##### RECORDED INFORMATION #####
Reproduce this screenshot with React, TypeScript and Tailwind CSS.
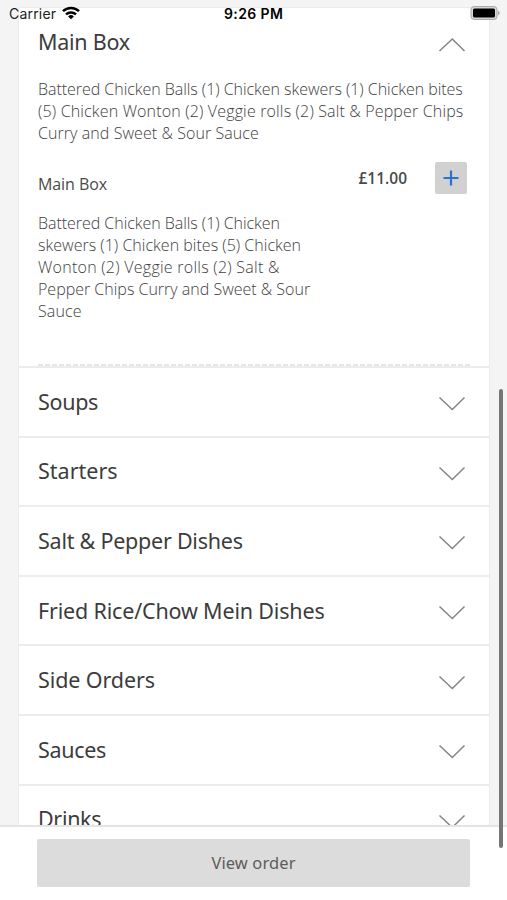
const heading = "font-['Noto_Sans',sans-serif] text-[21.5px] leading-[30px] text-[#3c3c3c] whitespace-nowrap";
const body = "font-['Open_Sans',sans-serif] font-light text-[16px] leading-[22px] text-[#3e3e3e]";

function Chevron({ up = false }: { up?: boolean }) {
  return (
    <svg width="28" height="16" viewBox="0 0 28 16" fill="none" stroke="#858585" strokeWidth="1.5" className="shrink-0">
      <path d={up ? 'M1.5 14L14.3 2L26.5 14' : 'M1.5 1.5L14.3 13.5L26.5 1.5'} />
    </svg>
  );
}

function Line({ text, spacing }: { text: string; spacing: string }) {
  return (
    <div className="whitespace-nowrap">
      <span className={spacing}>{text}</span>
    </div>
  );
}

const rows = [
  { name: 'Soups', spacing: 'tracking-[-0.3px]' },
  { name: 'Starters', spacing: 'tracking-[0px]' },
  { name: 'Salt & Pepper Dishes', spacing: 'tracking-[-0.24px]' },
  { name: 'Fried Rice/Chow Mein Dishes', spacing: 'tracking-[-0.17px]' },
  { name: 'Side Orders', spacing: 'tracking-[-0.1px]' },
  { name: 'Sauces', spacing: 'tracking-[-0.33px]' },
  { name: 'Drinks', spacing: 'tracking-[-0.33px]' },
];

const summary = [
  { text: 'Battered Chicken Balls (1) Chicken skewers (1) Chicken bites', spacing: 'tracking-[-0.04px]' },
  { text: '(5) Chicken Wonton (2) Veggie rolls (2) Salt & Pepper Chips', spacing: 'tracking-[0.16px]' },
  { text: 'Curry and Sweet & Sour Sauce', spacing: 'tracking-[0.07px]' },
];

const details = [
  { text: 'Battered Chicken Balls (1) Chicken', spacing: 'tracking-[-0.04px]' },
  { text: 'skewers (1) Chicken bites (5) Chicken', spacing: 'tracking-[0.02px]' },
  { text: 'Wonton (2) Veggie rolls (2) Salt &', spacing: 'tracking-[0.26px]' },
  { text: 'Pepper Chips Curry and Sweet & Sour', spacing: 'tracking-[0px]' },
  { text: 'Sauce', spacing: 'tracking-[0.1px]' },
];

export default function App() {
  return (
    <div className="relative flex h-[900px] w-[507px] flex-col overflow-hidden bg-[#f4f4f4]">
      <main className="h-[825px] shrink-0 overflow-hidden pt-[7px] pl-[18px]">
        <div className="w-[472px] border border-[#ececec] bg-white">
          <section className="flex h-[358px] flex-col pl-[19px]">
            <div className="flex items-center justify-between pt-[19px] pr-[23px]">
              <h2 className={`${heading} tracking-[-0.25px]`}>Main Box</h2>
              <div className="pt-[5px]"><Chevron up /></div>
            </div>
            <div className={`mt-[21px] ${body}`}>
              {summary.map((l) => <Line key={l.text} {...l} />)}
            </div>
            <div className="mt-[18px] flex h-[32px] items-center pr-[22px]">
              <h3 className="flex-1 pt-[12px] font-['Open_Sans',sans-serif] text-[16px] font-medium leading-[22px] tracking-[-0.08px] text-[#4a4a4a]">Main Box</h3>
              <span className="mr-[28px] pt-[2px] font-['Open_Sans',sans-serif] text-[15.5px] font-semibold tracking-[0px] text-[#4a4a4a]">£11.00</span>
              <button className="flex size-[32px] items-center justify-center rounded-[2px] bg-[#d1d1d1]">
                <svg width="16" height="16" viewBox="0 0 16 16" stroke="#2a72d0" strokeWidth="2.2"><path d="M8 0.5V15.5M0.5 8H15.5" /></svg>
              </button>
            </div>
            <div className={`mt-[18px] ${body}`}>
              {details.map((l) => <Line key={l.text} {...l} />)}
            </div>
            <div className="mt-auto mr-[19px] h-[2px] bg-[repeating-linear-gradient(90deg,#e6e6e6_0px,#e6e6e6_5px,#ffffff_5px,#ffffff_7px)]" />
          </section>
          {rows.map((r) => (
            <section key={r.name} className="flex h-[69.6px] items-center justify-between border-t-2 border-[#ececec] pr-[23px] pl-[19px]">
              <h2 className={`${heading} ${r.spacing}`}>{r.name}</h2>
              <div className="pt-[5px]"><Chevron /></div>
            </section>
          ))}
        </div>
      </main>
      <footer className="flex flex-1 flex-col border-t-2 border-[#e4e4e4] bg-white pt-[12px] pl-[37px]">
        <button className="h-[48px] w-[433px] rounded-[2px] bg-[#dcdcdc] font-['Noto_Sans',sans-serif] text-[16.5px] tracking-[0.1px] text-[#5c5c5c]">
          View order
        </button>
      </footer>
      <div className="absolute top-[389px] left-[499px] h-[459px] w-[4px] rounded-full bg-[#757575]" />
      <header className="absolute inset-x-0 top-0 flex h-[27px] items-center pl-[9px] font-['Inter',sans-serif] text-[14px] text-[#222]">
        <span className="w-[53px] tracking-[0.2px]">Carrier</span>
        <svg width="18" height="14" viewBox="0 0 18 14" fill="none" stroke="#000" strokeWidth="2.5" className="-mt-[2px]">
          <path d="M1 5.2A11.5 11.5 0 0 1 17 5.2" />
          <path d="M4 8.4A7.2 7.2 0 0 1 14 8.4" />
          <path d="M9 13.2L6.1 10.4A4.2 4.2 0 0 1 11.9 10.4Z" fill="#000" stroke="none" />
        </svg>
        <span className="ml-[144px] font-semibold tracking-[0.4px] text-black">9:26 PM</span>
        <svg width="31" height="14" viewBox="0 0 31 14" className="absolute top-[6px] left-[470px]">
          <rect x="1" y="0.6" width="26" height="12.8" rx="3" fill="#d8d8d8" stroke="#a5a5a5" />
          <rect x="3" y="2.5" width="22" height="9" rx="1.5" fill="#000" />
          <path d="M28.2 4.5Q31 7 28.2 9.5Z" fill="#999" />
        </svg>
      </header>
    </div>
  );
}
#####
• _TASK OBJECTIVE_: Please write out all the data again word for word, but not the pictures.

• _ANSWER TO THE EXERCISE_:
Reproduce this screenshot with React, TypeScript and Tailwind CSS.
const heading = "font-['Noto_Sans',sans-serif] text-[21.5px] leading-[30px] text-[#3c3c3c] whitespace-nowrap";
const body = "font-['Open_Sans',sans-serif] font-light text-[16px] leading-[22px] text-[#3e3e3e]";

function Chevron({ up = false }: { up?: boolean }) {
  return (
    <svg width="28" height="16" viewBox="0 0 28 16" fill="none" stroke="#858585" strokeWidth="1.5" className="shrink-0">
      <path d={up ? 'M1.5 14L14.3 2L26.5 14' : 'M1.5 1.5L14.3 13.5L26.5 1.5'} />
    </svg>
  );
}

function Line({ text, spacing }: { text: string; spacing: string }) {
  return (
    <div className="whitespace-nowrap">
      <span className={spacing}>{text}</span>
    </div>
  );
}

const rows = [
  { name: 'Soups', spacing: 'tracking-[-0.3px]' },
  { name: 'Starters', spacing: 'tracking-[0px]' },
  { name: 'Salt & Pepper Dishes', spacing: 'tracking-[-0.24px]' },
  { name: 'Fried Rice/Chow Mein Dishes', spacing: 'tracking-[-0.17px]' },
  { name: 'Side Orders', spacing: 'tracking-[-0.1px]' },
  { name: 'Sauces', spacing: 'tracking-[-0.33px]' },
  { name: 'Drinks', spacing: 'tracking-[-0.33px]' },
];

const summary = [
  { text: 'Battered Chicken Balls (1) Chicken skewers (1) Chicken bites', spacing: 'tracking-[-0.04px]' },
  { text: '(5) Chicken Wonton (2) Veggie rolls (2) Salt & Pepper Chips', spacing: 'tracking-[0.16px]' },
  { text: 'Curry and Sweet & Sour Sauce', spacing: 'tracking-[0.07px]' },
];

const details = [
  { text: 'Battered Chicken Balls (1) Chicken', spacing: 'tracking-[-0.04px]' },
  { text: 'skewers (1) Chicken bites (5) Chicken', spacing: 'tracking-[0.02px]' },
  { text: 'Wonton (2) Veggie rolls (2) Salt &', spacing: 'tracking-[0.26px]' },
  { text: 'Pepper Chips Curry and Sweet & Sour', spacing: 'tracking-[0px]' },
  { text: 'Sauce', spacing: 'tracking-[0.1px]' },
];

export default function App() {
  return (
    <div className="relative flex h-[900px] w-[507px] flex-col overflow-hidden bg-[#f4f4f4]">
      <main className="h-[825px] shrink-0 overflow-hidden pt-[7px] pl-[18px]">
        <div className="w-[472px] border border-[#ececec] bg-white">
          <section className="flex h-[358px] flex-col pl-[19px]">
            <div className="flex items-center justify-between pt-[19px] pr-[23px]">
              <h2 className={`${heading} tracking-[-0.25px]`}>Main Box</h2>
              <div className="pt-[5px]"><Chevron up /></div>
            </div>
            <div className={`mt-[21px] ${body}`}>
              {summary.map((l) => <Line key={l.text} {...l} />)}
            </div>
            <div className="mt-[18px] flex h-[32px] items-center pr-[22px]">
              <h3 className="flex-1 pt-[12px] font-['Open_Sans',sans-serif] text-[16px] font-medium leading-[22px] tracking-[-0.08px] text-[#4a4a4a]">Main Box</h3>
              <span className="mr-[28px] pt-[2px] font-['Open_Sans',sans-serif] text-[15.5px] font-semibold tracking-[0px] text-[#4a4a4a]">£11.00</span>
              <button className="flex size-[32px] items-center justify-center rounded-[2px] bg-[#d1d1d1]">
                <svg width="16" height="16" viewBox="0 0 16 16" stroke="#2a72d0" strokeWidth="2.2"><path d="M8 0.5V15.5M0.5 8H15.5" /></svg>
              </button>
            </div>
            <div className={`mt-[18px] ${body}`}>
              {details.map((l) => <Line key={l.text} {...l} />)}
            </div>
            <div className="mt-auto mr-[19px] h-[2px] bg-[repeating-linear-gradient(90deg,#e6e6e6_0px,#e6e6e6_5px,#ffffff_5px,#ffffff_7px)]" />
          </section>
          {rows.map((r) => (
            <section key={r.name} className="flex h-[69.6px] items-center justify-between border-t-2 border-[#ececec] pr-[23px] pl-[19px]">
              <h2 className={`${heading} ${r.spacing}`}>{r.name}</h2>
              <div className="pt-[5px]"><Chevron /></div>
            </section>
          ))}
        </div>
      </main>
      <footer className="flex flex-1 flex-col border-t-2 border-[#e4e4e4] bg-white pt-[12px] pl-[37px]">
        <button className="h-[48px] w-[433px] rounded-[2px] bg-[#dcdcdc] font-['Noto_Sans',sans-serif] text-[16.5px] tracking-[0.1px] text-[#5c5c5c]">
          View order
        </button>
      </footer>
      <div className="absolute top-[389px] left-[499px] h-[459px] w-[4px] rounded-full bg-[#757575]" />
      <header className="absolute inset-x-0 top-0 flex h-[27px] items-center pl-[9px] font-['Inter',sans-serif] text-[14px] text-[#222]">
        <span className="w-[53px] tracking-[0.2px]">Carrier</span>
        <svg width="18" height="14" viewBox="0 0 18 14" fill="none" stroke="#000" strokeWidth="2.5" className="-mt-[2px]">
          <path d="M1 5.2A11.5 11.5 0 0 1 17 5.2" />
          <path d="M4 8.4A7.2 7.2 0 0 1 14 8.4" />
          <path d="M9 13.2L6.1 10.4A4.2 4.2 0 0 1 11.9 10.4Z" fill="#000" stroke="none" />
        </svg>
        <span className="ml-[144px] font-semibold tracking-[0.4px] text-black">9:26 PM</span>
        <svg width="31" height="14" viewBox="0 0 31 14" className="absolute top-[6px] left-[470px]">
          <rect x="1" y="0.6" width="26" height="12.8" rx="3" fill="#d8d8d8" stroke="#a5a5a5" />
          <rect x="3" y="2.5" width="22" height="9" rx="1.5" fill="#000" />
          <path d="M28.2 4.5Q31 7 28.2 9.5Z" fill="#999" />
        </svg>
      </header>
    </div>
  );
}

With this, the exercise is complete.